Le théâtre des Célestins reprend Cannibale, le spectacle concocté par le duo féminin Agnès D’Halluin et Maud Lefebvre, un festin amoureux à voir ou à revoir absolument.
À l’origine Cannibale est un spectacle du Collectif X créé il y a dix ans, en 2015 et qui continue sa route au sein de la compagnie de Maud Lefebvre. Il s’agit d’un huis clos cruel, écrit par Agnès D’Halluin à partir d’une histoire originale soumise par Maud Lefebvre (qui signe aussi la mise en scène du spectacle). On y trouve : “Deux amants, la forêt, une maison, une voiture, une souris, des bottes, des livres, Claudette des Everly Brothers, la pourriture, les festins, les efforts, une lettre, une douche, un lit, des éclats…” Et surtout la mort qui s’invite, puisque l’un des deux amants est atteint d’un cancer incurable…
Quand les spectateurs entrent dans la salle, ils se retrouvent immergés à l’intérieur de ce qui pourrait être une cabane au fond des bois. Nous voyons les deux amants cuisiner, manger, dormir, se laver sur scène (une douche y a été installée !). Et rire, et danser, aussi. Tout est fait pour que nous partagions au plus près leur quotidien et leur intimité dans une grande promiscuité physique. La nudité des corps est d’ailleurs souvent là, sans que jamais elle ne nous choque ou nous paraisse une provocation facile (comme on le voit hélas trop fréquemment dans le théâtre actuel). De surcroît, grâce à un rideau transparent qui permet des projections vidéo, nous découvrons certains moments déterminants de leur histoire commune, comment est né ce désir fou qui les unit, ce désir qui leur donne envie de se dévorer, au sens presque littéral du terme.
Pulsion vitale
Cette pulsion vitale qui les pousse aussi à retrouver un contact étroit avec la nature, la nuit, la forêt. Cette pulsion s’opposant à la mort qui rôde, implacable. Ils savent que le temps leur est compté. Dans une tentative désespérée, ils s’efforcent de magnifier les derniers instants qui leur restent. D’en faire une fête, une cérémonie joyeuse, inoubliable.

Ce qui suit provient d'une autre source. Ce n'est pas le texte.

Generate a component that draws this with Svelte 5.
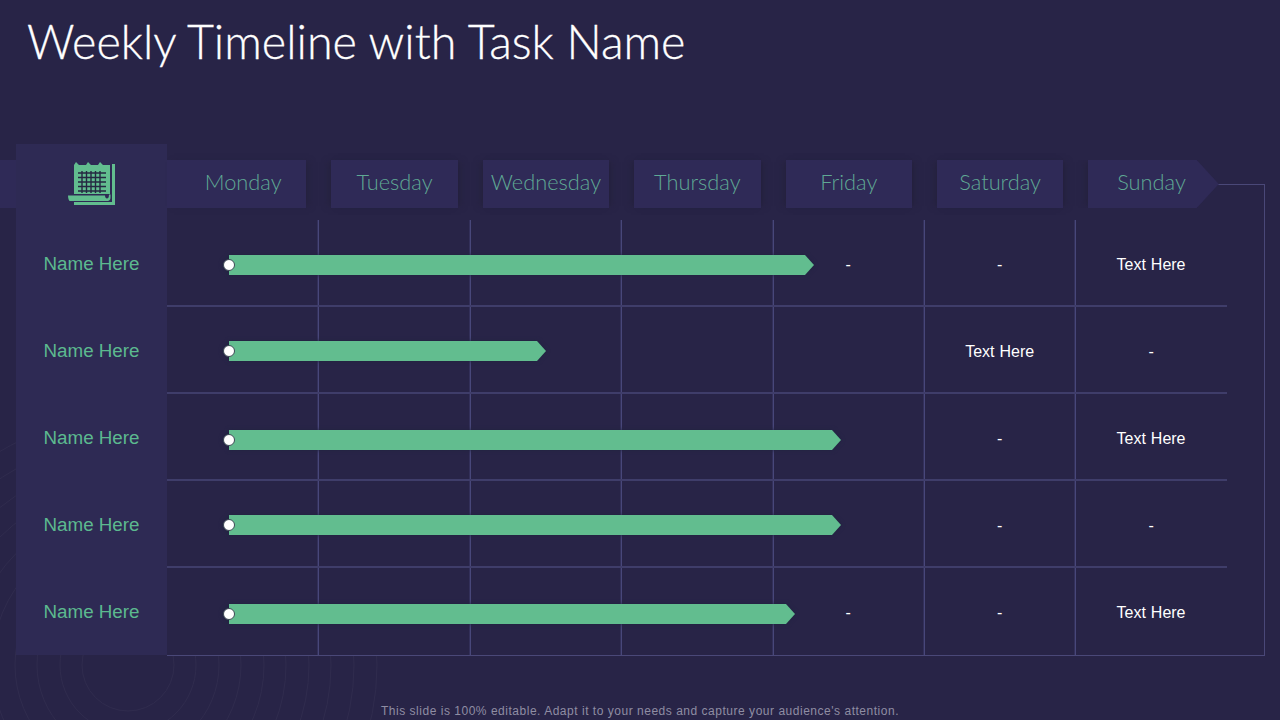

Interprétés avec une saisissante sincérité par Arthur Fourcade (le malade qui, paradoxalement, paraît plus solide) et Martin Sève (plus fragile, désespéré, comme s’il anticipait la solitude qui s’abattra sur lui après la disparition de son amant), les personnages nous plongent dans ces ultimes instants marqués par le sceau du destin. Leurs engueulades, leurs conversations profondes ou dérisoires, leurs danses tristes et gaies, les petits plats qu’ils se mitonnent, l’amour qu’ils ne cessent de se témoigner (au point que l’un envisage de manger la chair de l’autre quand il aura disparu pour le garder en lui !) sont tout simplement bouleversants. Après avoir été créé au théâtre de l’Élysée et joué à plusieurs reprises un peu partout dans notre région et dans toute la France, Cannibale est à l’affiche du théâtre des Célestins, une chance à saisir pour ceux qui ne l’auraient pas encore vu. Et un plaisir renouvelé pour ceux qui ne manqueront pas de le revoir.